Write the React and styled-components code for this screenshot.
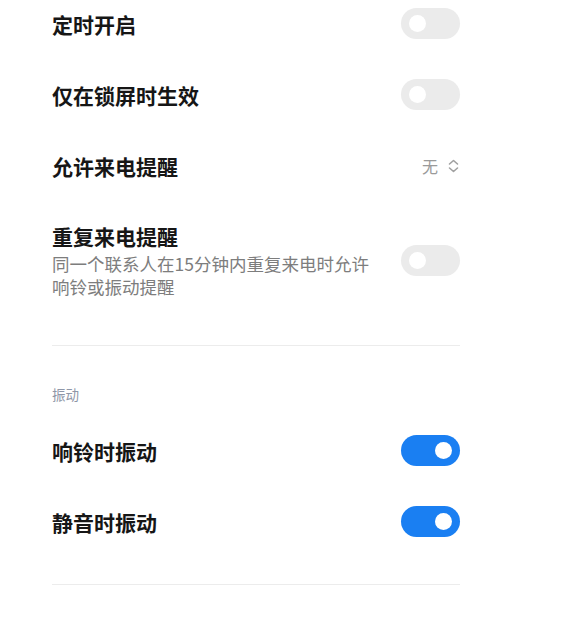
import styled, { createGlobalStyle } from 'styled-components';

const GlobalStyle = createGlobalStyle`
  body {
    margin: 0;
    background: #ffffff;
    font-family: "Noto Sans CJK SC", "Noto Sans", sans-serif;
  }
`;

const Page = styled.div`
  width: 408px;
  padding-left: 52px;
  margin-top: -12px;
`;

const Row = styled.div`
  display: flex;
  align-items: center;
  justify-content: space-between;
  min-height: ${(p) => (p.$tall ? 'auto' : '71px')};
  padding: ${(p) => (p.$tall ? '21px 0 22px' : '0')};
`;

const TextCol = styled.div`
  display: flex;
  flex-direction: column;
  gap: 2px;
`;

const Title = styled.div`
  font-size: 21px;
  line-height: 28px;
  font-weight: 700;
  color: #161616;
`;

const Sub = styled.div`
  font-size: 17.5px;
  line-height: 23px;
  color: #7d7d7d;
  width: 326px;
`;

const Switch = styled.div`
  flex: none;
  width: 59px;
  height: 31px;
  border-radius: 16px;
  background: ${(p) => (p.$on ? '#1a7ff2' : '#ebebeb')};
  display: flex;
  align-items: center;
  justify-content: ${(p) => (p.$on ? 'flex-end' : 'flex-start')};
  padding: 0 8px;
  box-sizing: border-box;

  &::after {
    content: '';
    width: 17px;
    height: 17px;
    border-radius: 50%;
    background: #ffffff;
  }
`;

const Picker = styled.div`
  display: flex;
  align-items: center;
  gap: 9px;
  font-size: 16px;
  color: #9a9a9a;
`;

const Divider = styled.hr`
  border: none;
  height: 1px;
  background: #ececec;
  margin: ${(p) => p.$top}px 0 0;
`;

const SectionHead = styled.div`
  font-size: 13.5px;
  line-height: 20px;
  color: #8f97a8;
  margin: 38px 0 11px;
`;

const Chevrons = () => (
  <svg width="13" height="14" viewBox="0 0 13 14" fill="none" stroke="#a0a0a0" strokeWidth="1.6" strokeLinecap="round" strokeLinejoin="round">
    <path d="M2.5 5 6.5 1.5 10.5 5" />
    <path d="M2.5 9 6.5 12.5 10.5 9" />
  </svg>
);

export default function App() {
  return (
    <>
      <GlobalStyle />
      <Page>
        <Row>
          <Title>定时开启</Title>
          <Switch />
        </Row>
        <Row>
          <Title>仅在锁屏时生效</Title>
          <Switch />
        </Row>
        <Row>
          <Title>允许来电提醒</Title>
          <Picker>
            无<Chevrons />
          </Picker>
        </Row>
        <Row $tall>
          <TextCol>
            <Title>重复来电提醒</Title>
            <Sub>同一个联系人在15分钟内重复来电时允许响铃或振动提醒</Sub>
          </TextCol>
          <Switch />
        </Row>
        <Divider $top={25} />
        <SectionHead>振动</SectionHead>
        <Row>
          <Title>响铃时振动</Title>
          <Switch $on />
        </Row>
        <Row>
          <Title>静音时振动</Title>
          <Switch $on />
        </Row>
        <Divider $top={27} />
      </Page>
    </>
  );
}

=-=-=-=-=

What is being asked: Identify and copy lines that hold the string "styled".

Solution to the exercise:
Write the React and styled-components code for this screenshot.
import styled, { createGlobalStyle } from 'styled-components';
const Page = styled.div`
const Row = styled.div`
const TextCol = styled.div`
const Title = styled.div`
const Sub = styled.div`
const Switch = styled.div`
const Picker = styled.div`
const Divider = styled.hr`
const SectionHead = styled.div`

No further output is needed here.